Dopo tre giorni la notizia della morte di Alberto Musy è scomparsa dalle prime pagine del Corriere e de La Repubblica.
Resiste, ma ormai in fondo, solo sul sito de La Stampa.
Non è più una notizia nuova e, del resto, non manca un consistente carico di disgrazie più recenti a occupare la mente e l'attenzione dei lettori.
Mi sembra così irreale quello che è successo: un balordo delinquente che si vendica di una persona che non lo ha appoggiato nei suoi poco puliti affari sparandogli.
Un anno e mezzo di coma e poi muore.
Non è una persona qualunque, per me, è stato mio professore all'Università.

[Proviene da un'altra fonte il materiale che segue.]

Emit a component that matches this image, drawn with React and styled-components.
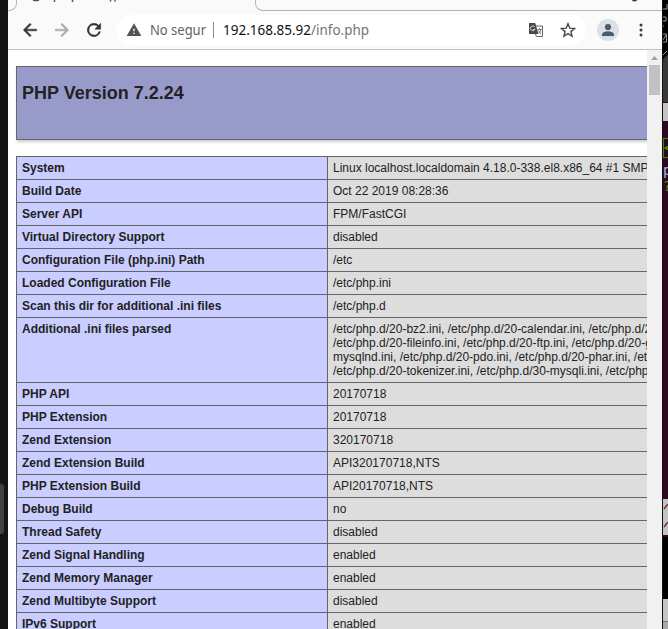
import React from "react";
import styled, { createGlobalStyle } from "styled-components";

const Global = createGlobalStyle`
  * { box-sizing: border-box; }
  html, body { margin: 0; overflow: hidden; background: #141414; }
`;
const Desktop = styled.div`
  display: grid;
  grid-template-columns: 8px 654px 6px;
  width: 668px;
  height: 629px;
  overflow: hidden;
  background: #141414;
  font-family: "Liberation Sans", Arial, sans-serif;
`;
const Dock = styled.div`
  padding-top: 484px;
`;
const DockHandle = styled.div`
  width: 4px;
  height: 50px;
  background: #404040;
  border-radius: 0 3px 3px 0;
`;
const Browser = styled.main`
  display: flex;
  flex-direction: column;
  height: 629px;
  min-width: 0;
  overflow: hidden;
  background: #fff;
`;
const TabBar = styled.div`
  display: flex;
  height: 11px;
  flex: none;
  background: #fafafa;
`;
const TabEdge = styled.div`
  width: ${(p) => p.$width}px;
  height: 11px;
  flex: none;
  border: 1px solid #b4b4b4;
  border-top: 0;
  border-left-width: ${(p) => (p.$side === "left" ? 0 : 1)}px;
  border-right-width: ${(p) => (p.$side === "left" ? 1 : 0)}px;
  border-radius: ${(p) => (p.$side === "left" ? "0 0 8px 0" : "0 0 0 8px")};
`;
const TabMarks = styled.svg`
  display: block;
  width: ${(p) => p.$width}px;
  height: 3px;
`;
const Toolbar = styled.header`
  display: flex;
  align-items: center;
  height: 39px;
  flex: none;
  padding: 0 11px 1px 12px;
  border-bottom: 1px solid #c3c3c3;
  background: #fafafa;
`;
const NavIcon = styled.svg`
  width: 20px;
  height: 20px;
  flex: none;
  margin-right: 12px;
  fill: ${(p) => (p.$muted ? "#a9a9a9" : "#333")};
  stroke: ${(p) => (p.$muted ? "#a9a9a9" : "#333")};
  stroke-width: 0.6;
`;
const AddressBar = styled.div`
  display: flex;
  align-items: center;
  width: 470px;
  height: 30px;
  flex: none;
  padding: 0 10px;
  border-radius: 15px;
  background: #fff;
`;
const WarningIcon = styled.svg`
  width: 16px;
  height: 16px;
  flex: none;
  fill: #50555a;
`;
const FittedText = styled.svg`
  width: ${(p) => p.$width}px;
  height: 20px;
  flex: none;
  font: 14px "Noto Sans", "Open Sans", sans-serif;
`;
const Warning = styled(FittedText)`
  margin-left: 8px;
  fill: #5f6368;
`;
const Host = styled(FittedText)`
  margin-left: 9px;
`;
const Divider = styled.i`
  width: 1px;
  height: 16px;
  margin-left: 6px;
  background: #8c8c8c;
`;
const BarActions = styled.div`
  display: flex;
  align-items: center;
  gap: 16px;
  margin-left: auto;
`;
const ActionIcon = styled.svg`
  display: block;
  width: 16px;
  height: 16px;
`;
const Avatar = styled.div`
  display: grid;
  place-items: center;
  width: 22px;
  height: 22px;
  flex: none;
  margin-left: 11px;
  border-radius: 50%;
  background: #dce0e6;
`;
const MenuIcon = styled.svg`
  width: 4px;
  height: 16px;
  margin-left: 20px;
  fill: #3c3c3c;
`;
const Viewport = styled.div`
  display: grid;
  grid-template-columns: 639px 15px;
  height: 579px;
  overflow: hidden;
`;
const Page = styled.div`
  padding: 16px 0 0 8px;
  overflow: hidden;
`;
const Banner = styled.section`
  width: 934px;
  height: 74px;
  padding: 16px 5px;
  border: 1px solid #666;
  background: #989bc9;
  box-shadow: 1px 2px 3px #ccc;
`;
const Title = styled.h1`
  margin: 0;
  color: #222;
  font-size: 18px;
  line-height: 20px;
`;
const InfoTable = styled.table`
  width: 934px;
  margin-top: 16px;
  border-collapse: collapse;
  table-layout: fixed;
  color: #222;
  font-size: 12px;
  line-height: 14px;
`;
const Label = styled.th`
  width: 311px;
  padding: 4px 5px;
  border: 1px solid #666;
  background: #cacdff;
  text-align: left;
  vertical-align: top;
`;
const Value = styled.td`
  padding: 4px 5px;
  border: 1px solid #666;
  background: #ddd;
  white-space: pre;
`;
const Scrollbar = styled.div`
  display: flex;
  flex-direction: column;
  align-items: center;
  background: #f1f1f1;
`;
const ScrollArrow = styled.svg`
  width: 15px;
  height: 15px;
  fill: #a3a3a3;
`;
const Thumb = styled.div`
  width: 11px;
  height: 30px;
  background: #c1c1c1;
`;
const Terminal = styled.aside`
  display: flex;
  flex-direction: column;
  border-left: 1px solid #161016;
  background: #2d0922;
  overflow: hidden;
`;
const TerminalBlock = styled.div`
  width: 5px;
  height: ${(p) => p.$height}px;
  flex: none;
  overflow: hidden;
  background: ${(p) => p.$bg || "#2d0922"};
`;
const TerminalText = styled(TerminalBlock)`
  color: ${(p) => p.$color};
  font: 14px/${(p) => p.$height}px "DejaVu Sans Mono", monospace;
`;
const SelectedCell = styled.div`
  width: 8px;
  height: 20px;
  flex: none;
  border: 1px solid #3c8a08;
  color: #4e9a06;
  font: bold 13px/18px "DejaVu Sans Mono", monospace;
`;
const EdgeDrawing = styled.svg`
  display: block;
  width: 5px;
  height: ${(p) => p.$height}px;
`;

const rows = [
  ["System", "Linux localhost.localdomain 4.18.0-338.el8.x86_64 #1 SMP"],
  ["Build Date", "Oct 22 2019 08:28:36"],
  ["Server API", "FPM/FastCGI"],
  ["Virtual Directory Support", "disabled"],
  ["Configuration File (php.ini) Path", "/etc"],
  ["Loaded Configuration File", "/etc/php.ini"],
  ["Scan this dir for additional .ini files", "/etc/php.d"],
  ["Additional .ini files parsed", "/etc/php.d/20-bz2.ini, /etc/php.d/20-calendar.ini, /etc/php.d/20-ctype.ini,\n/etc/php.d/20-fileinfo.ini, /etc/php.d/20-ftp.ini, /etc/php.d/20-gettext.ini,\nmysqlnd.ini, /etc/php.d/20-pdo.ini, /etc/php.d/20-phar.ini, /etc/php.d/20-sockets.ini,\n/etc/php.d/20-tokenizer.ini, /etc/php.d/30-mysqli.ini, /etc/php.d/30-pdo_mysql.ini"],
  ["PHP API", "20170718"],
  ["PHP Extension", "20170718"],
  ["Zend Extension", "320170718"],
  ["Zend Extension Build", "API320170718,NTS"],
  ["PHP Extension Build", "API20170718,NTS"],
  ["Debug Build", "no"],
  ["Thread Safety", "disabled"],
  ["Zend Signal Handling", "enabled"],
  ["Zend Memory Manager", "enabled"],
  ["Zend Multibyte Support", "disabled"],
  ["IPv6 Support", "enabled"],
];

function BrowserTabs() {
  return (
    <TabBar>
      <TabEdge $width={9} $side="left" />
      <TabMarks $width={238} fill="none" stroke="#555" strokeWidth="1.500">
        <path d="M16 0q3 1 6 0M37.500 0v2M55.500 0v2M93.500 0v1.500M98 0v1.500" />
      </TabMarks>
      <TabEdge $width={407} $side="right">
        <TabMarks $width={405}><circle cx="378.500" cy="-1.500" r="3" fill="#444" /></TabMarks>
      </TabEdge>
    </TabBar>
  );
}

function BrowserToolbar() {
  return (
    <Toolbar>
      <NavIcon viewBox="0 0 24 24"><path d="M20 11H7.800l5.600-5.600L12 4l-8 8 8 8 1.400-1.400L7.800 13H20z" /></NavIcon>
      <NavIcon viewBox="0 0 24 24" $muted><path d="M12 4l-1.400 1.400 5.600 5.600H4v2h12.200l-5.600 5.600L12 20l8-8z" /></NavIcon>
      <NavIcon viewBox="0 0 24 24"><path d="M17.650 6.350A8 8 0 1 0 19.730 14h-2.080A6 6 0 1 1 12 6c1.660 0 3.140.69 4.220 1.780L13 11h7V4z" /></NavIcon>
      <AddressBar>
        <WarningIcon viewBox="0 0 24 24"><path d="M1 21h22L12 2zm12-3h-2v-2h2zm0-4h-2v-4h2z" /></WarningIcon>
        <Warning $width={57}><text x="0" y="15" textLength="56" lengthAdjust="spacingAndGlyphs">No segur</text></Warning>
        <Divider />
        <Host $width={150}>
          <text x="0" y="15" textLength="88" lengthAdjust="spacingAndGlyphs" fill="#111">192.168.85.92</text>
          <text x="88" y="15" textLength="58" lengthAdjust="spacingAndGlyphs" fill="#70757a">/info.php</text>
        </Host>
        <BarActions>
          <ActionIcon viewBox="0 0 16 16">
            <path d="M7 4h7.500v10.500H8.500L7 11z" fill="#fff" stroke="#666" />
            <path d="M1 1h6.200l3.300 11H1z" fill="#484848" />
            <path d="M6.800 5A2.400 2.400 0 1 0 7 7.300H5M9.500 7.500h4M11.500 6v1.500M13 7.500q-.5 2.500-3 4M10 8.500l3 3.500" fill="none" stroke="#ddd" />
            <path d="M9.500 7.500h4M11.500 6v1.500M13 7.500q-.5 2.500-2.500 4M10.500 8.500l2.500 3.500" fill="none" stroke="#666" strokeWidth=".8" />
          </ActionIcon>
          <ActionIcon viewBox="0 0 16 16">
            <path d="M8 1.700l1.800 4.500 4.800.3-3.700 3.100 1.200 4.700L8 11.700l-4.100 2.600 1.200-4.700-3.700-3.100 4.800-.3z" fill="none" stroke="#484848" strokeWidth="1.400" />
          </ActionIcon>
        </BarActions>
      </AddressBar>
      <Avatar>
        <ActionIcon viewBox="0 0 16 16" fill="#4a5b6c"><circle cx="8" cy="5" r="3.100" /><path d="M2 14v-1.500c0-2.300 4-3.300 6-3.300s6 1 6 3.300V14z" /></ActionIcon>
      </Avatar>
      <MenuIcon viewBox="0 0 4 16"><circle cx="2" cy="3" r="1.500" /><circle cx="2" cy="8" r="1.500" /><circle cx="2" cy="13" r="1.500" /></MenuIcon>
    </Toolbar>
  );
}

export default function App() {
  return (
    <Desktop>
      <Global />
      <Dock><DockHandle /></Dock>
      <Browser>
        <BrowserTabs />
        <BrowserToolbar />
        <Viewport>
          <Page>
            <Banner><Title>PHP Version 7.2.24</Title></Banner>
            <InfoTable>
              <tbody>
                {rows.map(([label, value]) => <tr key={label}><Label>{label}</Label><Value>{value}</Value></tr>)}
              </tbody>
            </InfoTable>
          </Page>
          <Scrollbar>
            <ScrollArrow viewBox="0 0 15 15"><path d="M4 10l3.500-4 3.500 4z" /></ScrollArrow>
            <Thumb />
          </Scrollbar>
        </Viewport>
      </Browser>
      <Terminal>
        <TerminalBlock $height={102} $bg="#000">
          <EdgeDrawing $height={102}>
            <path d="M0 102V61q0-4 5-6v47z" fill="#393939" />
            <path d="M4 4v5H0M0 17h3v4H0M0 26h1M0 34h3.500v8H0M3 35L0 40M0 55l4-4" fill="none" stroke="#999" />
          </EdgeDrawing>
        </TerminalBlock>
        <TerminalBlock $height={1} />
        <TerminalBlock $height={18} $bg="#c4c2c4" />
        <TerminalBlock $height={17} />
        <SelectedCell>&lt;</SelectedCell>
        <TerminalBlock $height={3} />
        <TerminalText $height={18} $color="#a9b8d8">p</TerminalText>
        <TerminalText $height={14} $color="#4e9a06">?</TerminalText>
        <TerminalBlock $height={306} />
        <TerminalBlock $height={36} $bg="#c4c2c4">
          <EdgeDrawing $height={36} fill="none" stroke="#713535" strokeWidth="1.500"><path d="M1 10l3-4 2-1M1 28l3-4 2-1" /></EdgeDrawing>
        </TerminalBlock>
        <TerminalBlock $height={2} />
        <TerminalBlock $height={62} $bg="#000" />
        <TerminalBlock $height={22} $bg="#c4c4c4" />
        <TerminalBlock $height={1} $bg="#777" />
        <TerminalBlock $height={7} $bg="#aaa" />
      </Terminal>
    </Desktop>
  );
}
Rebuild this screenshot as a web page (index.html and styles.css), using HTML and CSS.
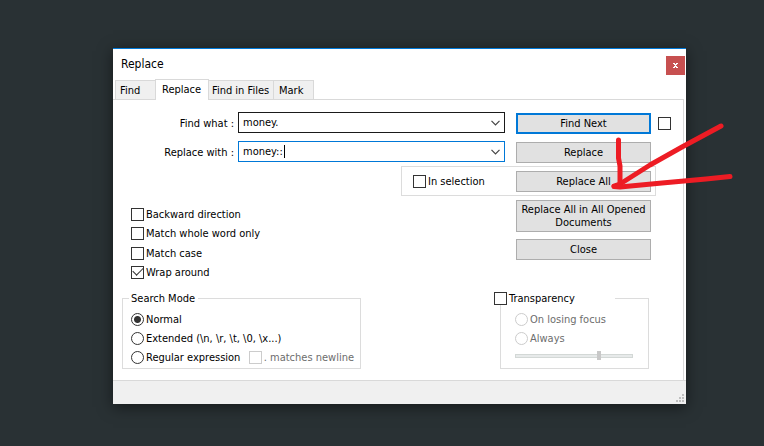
FILE: index.html
```html
<!DOCTYPE html>
<html lang="en">
<head>
    <meta charset="UTF-8">
    <meta name="viewport" content="width=device-width, initial-scale=1.0">
    <title>Replace</title>
    <link rel="stylesheet" href="styles.css">
</head>
<body>
    <main class="dialog">
        <header class="title-bar">
            <h1>Replace</h1>
            <button class="close-button" aria-label="Close window">
                <svg width="5" height="5" viewBox="0 0 5 5" fill="#fff"><path d="M0 0h2v1h1V0h2v1H4v1H3v1h1v1h1v1H3V4H2v1H0V4h1V3h1V2H1V1H0z"/></svg>
            </button>
        </header>

        <nav class="tabs">
            <button class="tab tab-find">Find</button>
            <button class="tab active">Replace</button>
            <button class="tab tab-files">Find in Files</button>
            <button class="tab tab-mark">Mark</button>
        </nav>

        <form class="panel">
            <div class="row">
                <label class="field-label" for="findWhat">Find what :</label>
                <div class="combo">
                    <input type="text" id="findWhat" value="money.">
                    <svg class="chevron" width="9" height="6" viewBox="0 0 9 6"><path d="M.5 .8L4.500 4.800L8.500 .8" fill="none" stroke="#444" stroke-width="1.200"/></svg>
                </div>
                <button type="button" class="button default">Find Next</button>
                <input type="checkbox" class="swap" aria-label="Two find buttons">
            </div>

            <div class="row">
                <label class="field-label" for="replaceWith">Replace with :</label>
                <div class="combo focused">
                    <input type="text" id="replaceWith" value="money::">
                    <span class="caret"></span>
                    <svg class="chevron" width="9" height="6" viewBox="0 0 9 6"><path d="M.5 .8L4.500 4.800L8.500 .8" fill="none" stroke="#444" stroke-width="1.200"/></svg>
                </div>
                <button type="button" class="button">Replace</button>
                <span class="swap"></span>
            </div>

            <div class="selection">
                <label class="option"><input type="checkbox">In selection</label>
                <button type="button" class="button">Replace All</button>
            </div>

            <div class="middle">
                <div class="options">
                    <label class="option"><input type="checkbox">Backward direction</label>
                    <label class="option"><input type="checkbox">Match whole word only</label>
                    <label class="option"><input type="checkbox">Match case</label>
                    <label class="option"><input type="checkbox" checked>Wrap around</label>
                </div>
                <div class="actions">
                    <button type="button" class="button tall">Replace All in All Opened Documents</button>
                    <button type="button" class="button">Close</button>
                </div>
            </div>

            <div class="groups">
                <fieldset class="group search-mode">
                    <legend>Search Mode</legend>
                    <label class="option"><input type="radio" name="mode" checked>Normal</label>
                    <label class="option"><input type="radio" name="mode">Extended (\n, \r, \t, \0, \x...)</label>
                    <div class="regex">
                        <label class="option"><input type="radio" name="mode">Regular expression</label>
                        <label class="option disabled"><input type="checkbox" disabled>. matches newline</label>
                    </div>
                </fieldset>

                <fieldset class="group transparency">
                    <legend><label class="option"><input type="checkbox">Transparency</label></legend>
                    <label class="option disabled"><input type="radio" name="transparency" disabled>On losing focus</label>
                    <label class="option disabled"><input type="radio" name="transparency" disabled>Always</label>
                    <input type="range" class="slider" min="0" max="100" value="72" disabled aria-label="Transparency level">
                </fieldset>
            </div>
        </form>

        <footer class="status-bar">
            <svg width="8" height="8" viewBox="0 0 8 8" fill="#bfbfbf"><path d="M6 0h2v2H6zM3 3h2v2H3zM6 3h2v2H6zM0 6h2v2H0zM3 6h2v2H3zM6 6h2v2H6z"/></svg>
        </footer>
    </main>

    <svg class="arrow" width="130" height="80" viewBox="0 0 130 80" fill="none" stroke="#ed1c24" stroke-width="5" stroke-linecap="round" stroke-linejoin="round">
        <path d="M18.500 20V38L20 46V66"/>
        <path d="M121 6L82 27L50 45L20 64L14 66"/>
        <path d="M130 56.500L106 59L62 63L20 67L14 66.500"/>
    </svg>
</body>
</html>
```
FILE: styles.css
```css
* {
    margin: 0;
    padding: 0;
    box-sizing: border-box;
}

body {
    font-family: "DejaVu Sans Condensed", Tahoma, "DejaVu Sans", sans-serif;
    font-size: 11px;
    line-height: 13px;
    color: #000;
    background: #293134;
    padding: 48px 78px 42px 113px;
    position: relative;
    overflow: hidden;
}

button,
input {
    font: inherit;
    color: inherit;
}

.dialog {
    background: #fff;
    border-top: 1px solid #0078d7;
    box-shadow: 0 3px 14px rgba(0, 0, 0, 0.5);
}

.title-bar {
    display: flex;
    justify-content: space-between;
    height: 30px;
    padding: 7px 1px 0 8px;
}

h1 {
    font-size: 12px;
    font-weight: normal;
    line-height: 16px;
}

.close-button {
    display: flex;
    align-items: center;
    justify-content: center;
    width: 19px;
    height: 19px;
    background: #c75050;
    border: none;
}

/* Tabs */
.tabs {
    display: flex;
    align-items: flex-end;
    padding-left: 2px;
}

.tab {
    height: 19px;
    padding: 0 4px;
    background: #f0f0f0;
    border: 1px solid #d9d9d9;
    border-left: none;
    border-bottom: none;
    white-space: nowrap;
    text-align: left;
}

.tab-find {
    width: 40px;
    border-left: 1px solid #d9d9d9;
    border-right: none;
}

.tab-files {
    width: 65px;
    padding: 0 3px;
}

.tab-mark {
    width: 40px;
    padding-left: 5px;
}

.tab.active {
    width: 54px;
    height: 21px;
    margin-bottom: -1px;
    padding: 0 6px 2px;
    background: #fff;
    border-left: 1px solid #d9d9d9;
    position: relative;
}

.panel {
    margin-right: 2px;
    padding: 12px 12px 11px 9px;
    border-top: 1px solid #d9d9d9;
    border-right: 1px solid #d9d9d9;
}

/* Find and replace fields */
.row {
    display: flex;
    align-items: center;
    height: 22px;
    margin-bottom: 7px;
}

.field-label {
    width: 116px;
    padding-right: 4px;
    text-align: right;
}

.combo {
    display: flex;
    align-items: center;
    align-self: flex-start;
    flex: 1;
    height: 21px;
    margin-right: 11px;
    padding: 0 4px;
    border: 1px solid #1a1a1a;
    position: relative;
}

.combo.focused {
    border-color: #0078d7;
}

.combo input {
    flex: 1;
    min-width: 0;
    height: 17px;
    border: none;
    outline: none;
    background: none;
}

.caret {
    position: absolute;
    left: 45px;
    top: 3px;
    width: 1px;
    height: 13px;
    background: #000;
}

.button {
    flex: none;
    width: 135px;
    height: 21px;
    padding: 0 4px;
    background: #e1e1e1;
    border: 1px solid #adadad;
}

.button.default {
    border: 2px solid #0078d7;
}

.button.tall {
    height: 32px;
}

.swap {
    width: 13px;
    margin-left: 7px;
}

/* Checkboxes and radios */
input[type="checkbox"],
input[type="radio"] {
    appearance: none;
    flex: none;
    width: 13px;
    height: 13px;
    background: #fff;
    border: 1px solid #333;
}

input[type="radio"] {
    border-radius: 50%;
}

input[type="radio"]:checked {
    background: radial-gradient(circle, #333 3px, #fff 4px);
}

input[type="checkbox"]:checked {
    display: flex;
    align-items: center;
    justify-content: center;
}

input[type="checkbox"]:checked::before {
    content: "";
    width: 9px;
    height: 5px;
    margin-bottom: 4px;
    border-left: 1px solid #333;
    border-bottom: 1px solid #333;
    transform: rotate(-45deg);
}

input[type="checkbox"]:disabled,
input[type="radio"]:disabled {
    border-color: #ccc;
}

.option {
    display: flex;
    align-items: center;
    gap: 2px;
    height: 13px;
    white-space: nowrap;
}

.disabled {
    color: #6d6d6d;
}

.selection {
    display: flex;
    align-items: center;
    justify-content: space-between;
    width: 255px;
    height: 30px;
    margin: -4px 15px 4px auto;
    padding: 0 4px 0 11px;
    border: 1px solid #dcdcdc;
}

.middle {
    display: flex;
    justify-content: space-between;
    padding: 0 20px 0 9px;
}

.options {
    display: flex;
    flex-direction: column;
    justify-content: space-between;
    height: 79px;
    padding-top: 8px;
}

.actions {
    display: flex;
    flex-direction: column;
    gap: 7px;
}

/* Group boxes */
.groups {
    display: flex;
    justify-content: space-between;
    align-items: flex-start;
    margin-top: 13px;
    padding-right: 22px;
}

.group {
    display: flex;
    flex-direction: column;
    gap: 6px;
    height: 77px;
    padding: 8px 6px 0 8px;
    border: 1px solid #dcdcdc;
}

.group legend {
    height: 13px;
    padding: 0 3px 0 2px;
}

.search-mode {
    width: 239px;
}

.search-mode legend {
    margin-left: -2px;
}

.regex {
    display: flex;
    justify-content: space-between;
}

.transparency {
    width: 149px;
    padding-left: 14px;
}

.transparency legend {
    width: 121px;
    margin-left: -21px;
    padding: 0;
    background: #fff;
}

.slider {
    appearance: none;
    width: 118px;
    height: 9px;
    background:
        linear-gradient(#e7eaea, #e7eaea) center / 116px 2px no-repeat,
        linear-gradient(#d3d8d6, #d3d8d6) center / 100% 4px no-repeat;
}

.slider::-webkit-slider-thumb {
    appearance: none;
    width: 4px;
    height: 9px;
    background: #c8c8c8;
}

.status-bar {
    display: flex;
    align-items: flex-end;
    justify-content: flex-end;
    height: 24px;
    padding: 0 2px 2px 0;
    background: #f0f0f0;
    border-top: 1px solid #d9d9d9;
}

/* Hand-drawn arrow over the dialog */
.arrow {
    position: absolute;
    left: 600px;
    top: 120px;
    overflow: visible;
}
```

Per poco, ma abbastanza per ricordarlo.
L'immagine di questa persona è nitida nella mia mente.
Ma è soprattutto la voce, il ricordo della voce a impressionarmi.
A distanza di anni è come se parlasse adesso.
Lo stupore resta ancora enorme.
Com'è possibile, proprio a persona così...
Non lo conoscevo bene, ma, oltre che bravo (sul serio, non un parolaio), oltre a sembrare una persona di contenuti e non solo di conoscenze e scatole, aveva quell'educazione nei confronti di tutti che mi colpisce costantemente. In quest'epoca berlusconica marcia di tronfi personaggi, volgari presuntuosi e multifaccia altezzosi faceva una certa impressione.
L'impressione che ancora mi fa questo ricordo, di un'aula immersa senza sforzo in un silenzio tombale, dieci anni fa e più, come fosse ieri, con una sola voce a parlare.